In a not-too-far-in-the-future world, those two companies might be using backplanes as work OSs. Perhaps they are both using a future version of Unito.io, and they could then create a cross-linkage: a backplane:backplane relationship between the two companies. Each company could run their own processes, manage their own data, run their favorite apps, and share only as much data as necessary to enable cross-company cooperation to take place.

On a different dimension of scale, LeftCo could be integrating with more providers of services and goods than just RightCo. It could be integrating with an entire constellation of dozens or hundreds of partners, following the same scenarios as before with RightCo.

But this has been skewed toward the central role that LeftCo played in the two company scenario. What was implicit is that LeftCo was really the BigCo of the pair, and it was making the rules of how things were supposed to work.

What if instead, BigCo (formerly LeftCo) published the rules of the road — in the form of standard contracts and processes — for how it would like to interact with partners.

For such a system to scale non-linearly (which BigCo wants), a technology platform that imposes governance on dozens or hundreds of ecosystem partners has to be developed.

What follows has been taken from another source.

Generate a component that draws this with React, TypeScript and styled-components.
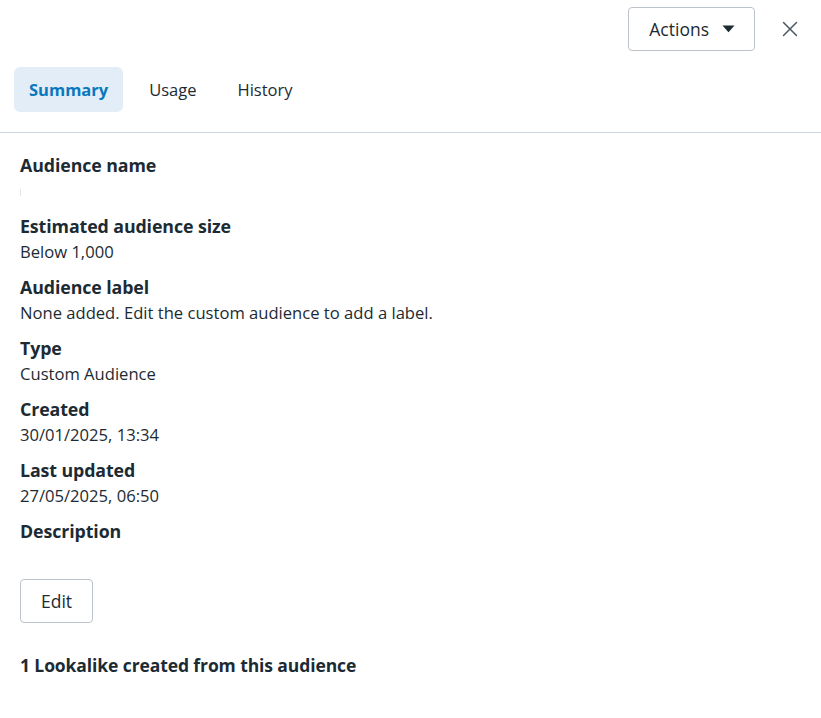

This ecosystem evolution is more-or-less what Amazon and other platform players (like Haier, or Rent The Runway) are implementing, but they are building solutions designed solely for their specific needs, making it much more monolithic and less scalable than the ideal solutions I am handwaving at, here.

There are a number of other dimensions of innovation that could play a large role in the adoption of stacks like those envisioned here, such as AI-driven process optimization, the creation of open work marketplaces within and across companies, and the impacts of those on organizational shape and functioning. I hope to return to these themes in the future.

One last question: what is the role of management in a self-organizing and self-governed work ecosystem? Whatever the answer, it certainly won’t be what we consider management today.